Bangladesh accused Muslims on Monday of attacking Buddhist temples near Cox’s Bazar near the Burmese border on Saturday, where more than a dozen temples and at least 50 homes were set afire.

A burned Buddhist temple in Cox's Bazar on Sunday, September 30, 2012. Photo: Tun Naing / Facebook
A burned Buddhist temple in Cox's Bazar on Sunday, September 30, 2012. Photo: Tun Naing / Facebook
The authorities said the attacks were by Muslim extremists and were prompted by a photo posted on Facebook that insulted Islam, according to a Reuters report on Monday.

“The attacks on temples and houses in Buddhist localities in Ramu and neighboring areas in Cox's Bazar were perpetrated by radical Islamists,” Home Minister Mohiuddin Khan Alamgir told reporters in Dhaka. “Rohingyas and political opponents of the government were also involved in the attacks.”

He described the attacks as a “premeditated and deliberate attempt” to disrupt communal harmony.

Rohingyas in Burma and Buddhist Rakhine in neighboring Burma were involved in widespread community violence beginning in June, when up to 90 people were killed and thousands of homes burned. Rohingyas are not included in any census in multi-ethnic Burma and have no citizenship. Rohingya refugees from Burma have lived as stateless people in Bangladesh, where many are provided for by the UN and humanitarian agencies.
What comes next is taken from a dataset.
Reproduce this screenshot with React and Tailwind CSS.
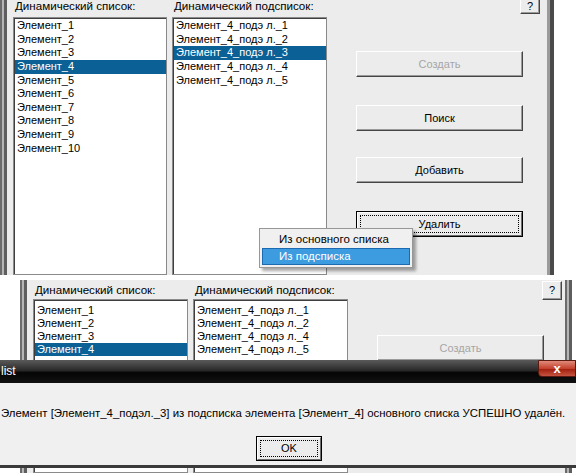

Police said the latest attacks were launched after Muslims found a Facebook photo of a burned Koran, allegedly posted by a young Buddhist man who was taken into safe custody by police, Reuters said.

Though most Rohingyas were turned back from Bangladesh during the summer's violence, local residents accused some of infiltrating the country and teaming up with Islamists activists.

Prime Minister Sheikh Hasina, attending the UN General Assembly in New York, called for tough measures to prevent further attacks on minority communities, state media reported.

UN Secretary-General Ban Ki-moon last week discussed the Rohingya issue in a meeting with Ekmeleddin Ihsanoglu, secretary-general of the 57-member Organization of Islamic Cooperation (OIC), and Burma’s President Thein Sein on the sidelines of the UN General Assembly of world leaders.

During his meeting with Ihsanoglu, Ban “indicated the importance of the situation in Rakhine [State, Burma] being treated carefully” because of the potential wider implications of the Rakhine issue spilling over to other countries and on the overall reform process in Burma.

An OIC committee set up to deal with the Rohingya issue met for the first time in New York this week and called for Rohingyas to be given rights as citizens in Burma. Ihsanoglu said he wanted to visit Burma when the government was ready “to remedy the fundamental rights issues of the Rohingya Muslims.”

A Voice of America report on Monday said Bangladesh’s Buddhists are less than one percent of the population, and most live close to the border with Buddhist-majority Burma.

“There was a simmering discontent among a section of the Muslims here in the bordering areas, who thought that the Muslims on the other side, in Myanmar, were treated wrongly, or badly in the hands of the regime as well as Buddhist religious people,” said Ataur Rahman, a professor of political science at Dhaka University. “People travel across, they exchange news and views across the area. Of course you cannot rule out people trying to take political dividend out of it.”